On Wednesday November 16, Dr Michael O’Neill will speak on the cathedrals of Dublin in 1216. Michael did his Ph.D. on the architecture of St Patrick’s cathedral and has been involved for many years in Christ Church’s Library and Archives committee, as part of which he has curated both an exhibition of the cathedral’s medieval stone in the north transept, and an exhibition of George Edmund Street’s restoration of the cathedral, which can still be viewed in the crypt.
Complementing the talk on the cathedrals of Dublin, Professor Rachel Moss of the Department of the History of Art and Architecture in TCD will give a paired art historical lecture on Thursday November 17 focussing on the churches of Glendalough around 1216. Rachel recently edited and mostly wrote the first volume on medieval Ireland in the Art and Architecture of Ireland series published by the Royal Irish Academy and Yale University Press. She is also the principal investigator in the Monastic Ireland, Landscape and Settlement project.
The concluding lecture, on Friday November 18, balances Professor Duffy’s opening lecture with ‘An Anglo–Norman perspective’ on the diocesan union, and will be given by Canon Professor Adrian Empey, a medieval historian and former precentor of Christ Church (2001–8).

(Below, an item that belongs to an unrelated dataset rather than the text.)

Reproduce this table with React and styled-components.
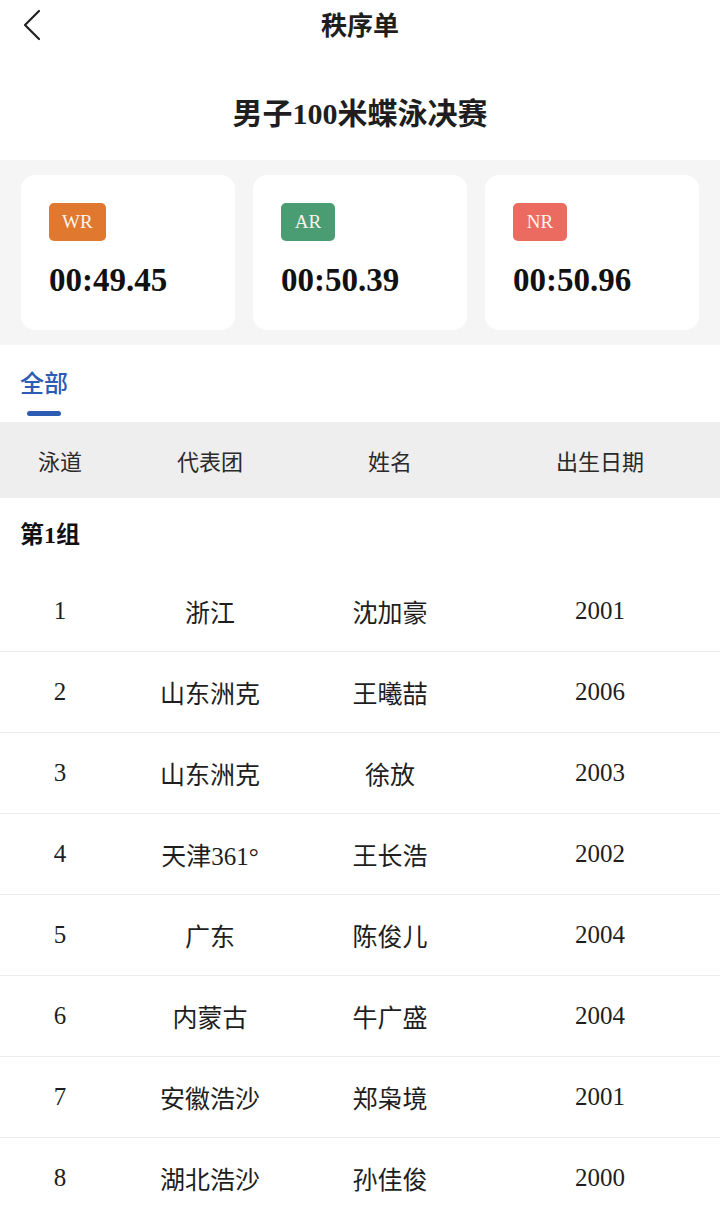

Adrian taught medieval history at Central Washington State University (1968–1972), and then joined the priesthood. He later lectured in ecclesiastical history while holding the position of the principal of the Church of Ireland Theological College, attached to Trinity College, from 2001 to his retirement in 2008. He has published widely on themes relating to Anglo–Norman settlement.
The illustration used here, is a 3D scan of the Glendalough’s market cross undertaken by the Discovery Programme. A number of features of the cross suggest that it may have been copied from an 11th–century cross of Ottonian influence, and the most logical candidate is the miraculous cross of Christ Church, reputed to be speak and to be immoveable in 12th–century writings, and most likely brought to Christ Church in the early 11th century along with relics and a martyrology which were collected in Cologne where the first two bishops of Dublin were trained as Benedicines.
Needless to say, the lectures are free and all are welcome. The series is generously supported by the Friends of Christ Church Cathedral, Dublin.